Required task -
Leave out any pictures and transcribe all other data below exactly.

Data segment -
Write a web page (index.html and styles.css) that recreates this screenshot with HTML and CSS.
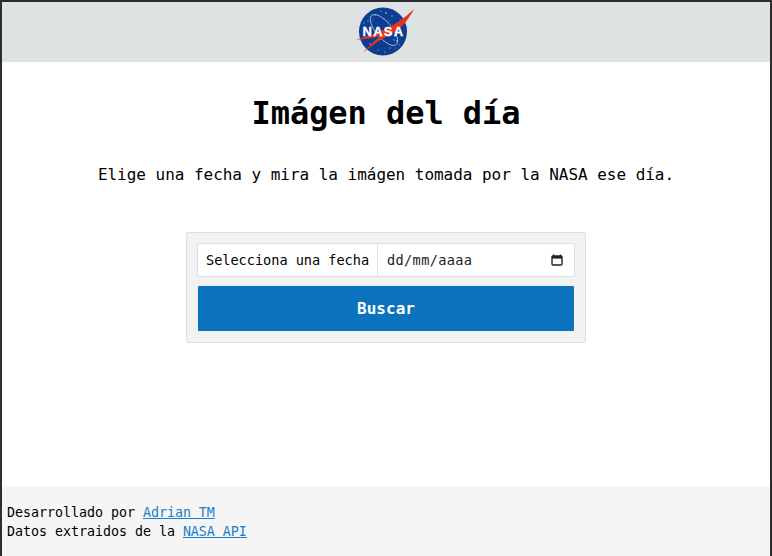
FILE: index.html
```html
<!DOCTYPE html>
<html lang="es">
<head>
  <meta charset="UTF-8">
  <title>Imágen del día</title>
  <link rel="stylesheet" href="styles.css">
</head>
<body>

  <header class="top-bar">
    <svg class="nasa-logo" viewBox="0 0 58 50" width="58" height="50" aria-label="NASA">
      <circle cx="27" cy="24.5" r="24" fill="#0b3d91"/>
      <g fill="#fff" opacity="0.5">
        <circle cx="12" cy="14" r="0.8"/><circle cx="19" cy="8" r="0.7"/><circle cx="30" cy="6" r="0.9"/>
        <circle cx="36" cy="9" r="0.8"/><circle cx="41" cy="34" r="0.9"/><circle cx="34" cy="41" r="0.8"/>
        <circle cx="43" cy="38" r="0.7"/><circle cx="14" cy="37" r="0.8"/><circle cx="22" cy="43" r="0.7"/>
        <circle cx="8" cy="16" r="0.7"/><circle cx="28" cy="12" r="0.6"/><circle cx="38" cy="33" r="0.7"/>
        <circle cx="25" cy="4" r="0.7"/><circle cx="17" cy="13" r="0.6"/><circle cx="40" cy="41" r="0.6"/>
        <circle cx="29" cy="45" r="0.7"/><circle cx="44" cy="12" r="0.6"/><circle cx="33" cy="14" r="0.6"/>
      </g>
      <ellipse cx="28" cy="23" rx="8" ry="19" transform="rotate(-40 28 23)" fill="none" stroke="#b9c7e0" stroke-width="0.8"/>
      <path d="M0 32.5 C14 29 27 24 37 18 C45 13 52 8 58 2 C54 10 48 18 41 23.5 C36 27 32 29 28 31 C20 35 13 41 7 46 C13 39 19 33 25 28.5 C17 31 8 32.5 0 32.5 Z" fill="#e8331f"/>
      <text class="logo-text" x="27.5" y="29" text-anchor="middle">NASA</text>
    </svg>
  </header>

  <main class="content">
    <h1>Imágen del día</h1>
    <p class="intro">Elige una fecha y mira la imágen tomada por la NASA ese día.</p>

    <form class="search-box">
      <div class="input-group">
        <label class="input-label" for="fecha">Selecciona una fecha</label>
        <input type="text" id="fecha" placeholder="dd/mm/aaaa">
        <svg class="calendar-icon" viewBox="0 0 12 12" width="12" height="12">
          <path d="M2.5 0.5v1.5M9.5 0.5v1.5" stroke="#222" stroke-width="1.4" fill="none"/>
          <rect x="1" y="2" width="10" height="9" rx="1" fill="none" stroke="#222" stroke-width="1.4"/>
          <rect x="1" y="2" width="10" height="2.6" fill="#222"/>
        </svg>
      </div>
      <button type="submit">Buscar</button>
    </form>
  </main>

  <footer class="page-footer">
    Desarrollado por <a href="#">Adrian TM</a><br>
    Datos extraidos de la <a href="#">NASA API</a>
  </footer>

</body>
</html>
```

FILE: styles.css
```css
html, body {
  height: 100%;
}

* {
  box-sizing: border-box;
}

body {
  margin: 0;
  display: flex;
  flex-direction: column;
  border: 2px solid #2e2e2e;
  border-bottom: none;
  background: #fff;
  color: #000;
  font-family: "DejaVu Sans Mono", "Liberation Mono", monospace;
}

.top-bar {
  height: 60px;
  flex-shrink: 0;
  display: flex;
  justify-content: center;
  align-items: center;
  background: #dee2e3;
}

.nasa-logo {
  margin-right: 2px;
}

.logo-text {
  font-family: "Liberation Sans", sans-serif;
  font-weight: bold;
  font-size: 13px;
  letter-spacing: 1.3px;
  fill: #fff;
  stroke: #fff;
  stroke-width: 0.3px;
}

.content {
  flex: 1;
  display: flex;
  flex-direction: column;
  align-items: center;
}

h1 {
  margin: 32px 0 0;
  font-size: 32px;
  line-height: 38px;
  letter-spacing: -0.06px;
}

.intro {
  margin: 31px 0 0;
  font-size: 16px;
  line-height: 24px;
  letter-spacing: -0.03px;
}

.search-box {
  width: 400px;
  margin-top: 45px;
  padding: 10px 10px 11px;
  display: flex;
  flex-direction: column;
  gap: 9px;
  background: #f2f2f2;
  border: 1px solid #dedede;
  border-radius: 2px;
}

.input-group {
  display: flex;
  align-items: center;
  height: 34px;
  background: #fff;
  border: 1px solid #dedede;
  border-radius: 2px;
}

.input-label {
  width: 180px;
  height: 100%;
  padding-left: 8px;
  display: flex;
  align-items: center;
  font-size: 13.6px;
  letter-spacing: -0.03px;
  white-space: nowrap;
  border-right: 1px solid #dedede;
}

#fecha {
  flex: 1;
  min-width: 0;
  height: 100%;
  padding: 0 9px;
  border: none;
  outline: none;
  background: transparent;
  font-family: inherit;
  font-size: 13.6px;
  letter-spacing: 0.35px;
}

#fecha::placeholder {
  color: #222;
  opacity: 1;
}

.calendar-icon {
  margin-right: 11px;
  flex-shrink: 0;
}

button[type="submit"] {
  height: 45px;
  margin: 0 1px;
  border: none;
  border-radius: 1px;
  background: #0b72bd;
  color: #fff;
  font-family: inherit;
  font-size: 16px;
  font-weight: bold;
  cursor: pointer;
}

.page-footer {
  height: 70px;
  flex-shrink: 0;
  padding: 17px 5px 0;
  background: #f5f5f5;
  font-size: 13.33px;
  line-height: 19px;
  letter-spacing: -0.03px;
}

.page-footer a {
  color: #1a80c8;
}
```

Problem solution -
Write a web page (index.html and styles.css) that recreates this screenshot with HTML and CSS.
FILE: index.html
```html
<!DOCTYPE html>
<html lang="es">
<head>
  <meta charset="UTF-8">
  <title>Imágen del día</title>
  <link rel="stylesheet" href="styles.css">
</head>
<body>

  <header class="top-bar">
    <svg class="nasa-logo" viewBox="0 0 58 50" width="58" height="50" aria-label="NASA">
      <circle cx="27" cy="24.5" r="24" fill="#0b3d91"/>
      <g fill="#fff" opacity="0.5">
        <circle cx="12" cy="14" r="0.8"/><circle cx="19" cy="8" r="0.7"/><circle cx="30" cy="6" r="0.9"/>
        <circle cx="36" cy="9" r="0.8"/><circle cx="41" cy="34" r="0.9"/><circle cx="34" cy="41" r="0.8"/>
        <circle cx="43" cy="38" r="0.7"/><circle cx="14" cy="37" r="0.8"/><circle cx="22" cy="43" r="0.7"/>
        <circle cx="8" cy="16" r="0.7"/><circle cx="28" cy="12" r="0.6"/><circle cx="38" cy="33" r="0.7"/>
        <circle cx="25" cy="4" r="0.7"/><circle cx="17" cy="13" r="0.6"/><circle cx="40" cy="41" r="0.6"/>
        <circle cx="29" cy="45" r="0.7"/><circle cx="44" cy="12" r="0.6"/><circle cx="33" cy="14" r="0.6"/>
      </g>
      <ellipse cx="28" cy="23" rx="8" ry="19" transform="rotate(-40 28 23)" fill="none" stroke="#b9c7e0" stroke-width="0.8"/>
      <path d="M0 32.5 C14 29 27 24 37 18 C45 13 52 8 58 2 C54 10 48 18 41 23.5 C36 27 32 29 28 31 C20 35 13 41 7 46 C13 39 19 33 25 28.5 C17 31 8 32.5 0 32.5 Z" fill="#e8331f"/>
      <text class="logo-text" x="27.5" y="29" text-anchor="middle">NASA</text>
    </svg>
  </header>

  <main class="content">
    <h1>Imágen del día</h1>
    <p class="intro">Elige una fecha y mira la imágen tomada por la NASA ese día.</p>

    <form class="search-box">
      <div class="input-group">
        <label class="input-label" for="fecha">Selecciona una fecha</label>
        <input type="text" id="fecha" placeholder="dd/mm/aaaa">
        <svg class="calendar-icon" viewBox="0 0 12 12" width="12" height="12">
          <path d="M2.5 0.5v1.5M9.5 0.5v1.5" stroke="#222" stroke-width="1.4" fill="none"/>
          <rect x="1" y="2" width="10" height="9" rx="1" fill="none" stroke="#222" stroke-width="1.4"/>
          <rect x="1" y="2" width="10" height="2.6" fill="#222"/>
        </svg>
      </div>
      <button type="submit">Buscar</button>
    </form>
  </main>

  <footer class="page-footer">
    Desarrollado por <a href="#">Adrian TM</a><br>
    Datos extraidos de la <a href="#">NASA API</a>
  </footer>

</body>
</html>
```

FILE: styles.css
```css
html, body {
  height: 100%;
}

* {
  box-sizing: border-box;
}

body {
  margin: 0;
  display: flex;
  flex-direction: column;
  border: 2px solid #2e2e2e;
  border-bottom: none;
  background: #fff;
  color: #000;
  font-family: "DejaVu Sans Mono", "Liberation Mono", monospace;
}

.top-bar {
  height: 60px;
  flex-shrink: 0;
  display: flex;
  justify-content: center;
  align-items: center;
  background: #dee2e3;
}

.nasa-logo {
  margin-right: 2px;
}

.logo-text {
  font-family: "Liberation Sans", sans-serif;
  font-weight: bold;
  font-size: 13px;
  letter-spacing: 1.3px;
  fill: #fff;
  stroke: #fff;
  stroke-width: 0.3px;
}

.content {
  flex: 1;
  display: flex;
  flex-direction: column;
  align-items: center;
}

h1 {
  margin: 32px 0 0;
  font-size: 32px;
  line-height: 38px;
  letter-spacing: -0.06px;
}

.intro {
  margin: 31px 0 0;
  font-size: 16px;
  line-height: 24px;
  letter-spacing: -0.03px;
}

.search-box {
  width: 400px;
  margin-top: 45px;
  padding: 10px 10px 11px;
  display: flex;
  flex-direction: column;
  gap: 9px;
  background: #f2f2f2;
  border: 1px solid #dedede;
  border-radius: 2px;
}

.input-group {
  display: flex;
  align-items: center;
  height: 34px;
  background: #fff;
  border: 1px solid #dedede;
  border-radius: 2px;
}

.input-label {
  width: 180px;
  height: 100%;
  padding-left: 8px;
  display: flex;
  align-items: center;
  font-size: 13.6px;
  letter-spacing: -0.03px;
  white-space: nowrap;
  border-right: 1px solid #dedede;
}

#fecha {
  flex: 1;
  min-width: 0;
  height: 100%;
  padding: 0 9px;
  border: none;
  outline: none;
  background: transparent;
  font-family: inherit;
  font-size: 13.6px;
  letter-spacing: 0.35px;
}

#fecha::placeholder {
  color: #222;
  opacity: 1;
}

.calendar-icon {
  margin-right: 11px;
  flex-shrink: 0;
}

button[type="submit"] {
  height: 45px;
  margin: 0 1px;
  border: none;
  border-radius: 1px;
  background: #0b72bd;
  color: #fff;
  font-family: inherit;
  font-size: 16px;
  font-weight: bold;
  cursor: pointer;
}

.page-footer {
  height: 70px;
  flex-shrink: 0;
  padding: 17px 5px 0;
  background: #f5f5f5;
  font-size: 13.33px;
  line-height: 19px;
  letter-spacing: -0.03px;
}

.page-footer a {
  color: #1a80c8;
}
```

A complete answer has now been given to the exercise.